Story and Photo by Russ Kaniuth
Indonesian fossil palm root is a stone of such beauty, with its high-contrasting earthy tones against a stark black sky. Many lapidaries who cab this material try to capture what is seen most, a fire rising up in the midnight sky.
This material is not very common in the marketplace; it seems to be rather scarce, so when you do find some at a rock show or posted for sale online, my suggestion is to pick it up as quickly as possible! If you want to see some really fine examples of cabochons made from this material, go look at cabochon artist Lexx Stones’ website, www.lexxstones.com.
Making cabochons with this material is great for lapidaries of all levels. It has a hardness of approximately Mohs 6, it is easy to design with, and it cuts and shapes rather nicely, without much fuss. The only real pitfall with this material is that the very outer edge can be porous and softer than the rest of the piece, so a suggestion would be to start your designs at least 3 mm and up to 5 mm in from the edge to ensure that you will get a clean cut without pitted or cracked-off edges.

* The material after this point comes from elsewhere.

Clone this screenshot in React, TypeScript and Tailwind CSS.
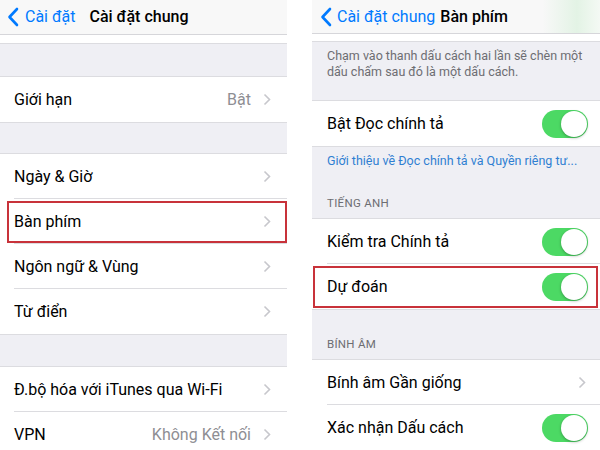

Cutting slabs from rough material may be a little tricky. It’s almost always in very odd shapes, so wedges and caution should be used when locking down the stock into your saw. Make sure it’s well secured in the vice by grabbing hold of it and yanking in several directions to find out if it will budge.
This is the type of material that you really don’t want to cut very thick, so I set my cuts to 5.5 mm up to 6 mm. One reason is to preserve as much of it as I can to obtain the most slabs I can get from the rough. The other reason is that I may want to consider forming a slightly lower dome than usual.
When cabbing Indonesian fossil palm root, remember that it’s a natural material and the patterns will change drastically within a distance of 1 mm. When deciding on where to lay out your preform, always keep in mind that the pattern you see may not be what you end up with. It will most definitely change as you start doming the top of your cab. For those who like to cab flat tops, this obviously won’t be an issue—what you see is what you will get!
Once your preforms are ready to start grinding your shape and doming the top, dry your cab well and inspect it for any pits or cracked edges, most of which will be within the golden-brown areas. You may need to stabilize these areas or adjust your pattern around them. I usually spend a little extra time smoothing the final shape on the 220 grit steel wheel. Doing this leaves less chance of undercutting in the lighter-colored areas that may be slightly softer than the black regions. After that, the cabbing process should be a breeze.
Most lapidaries usually stop at 14,000 grit, which still leaves this material looking extremely nice; however, if you can go to 50,000, it will surely leave you with a gorgeous mirror finish. Indonesian fossil palm root shines up as nicely as many jaspers would, and in most cases, no extra polishing compounds will be needed to obtain a really nice cab. If you wish to use compounds such as cerium oxide, be sure to fill any pits—especially if they are in the black areas—ahead of time, or the compound with fill that void and create an eyesore.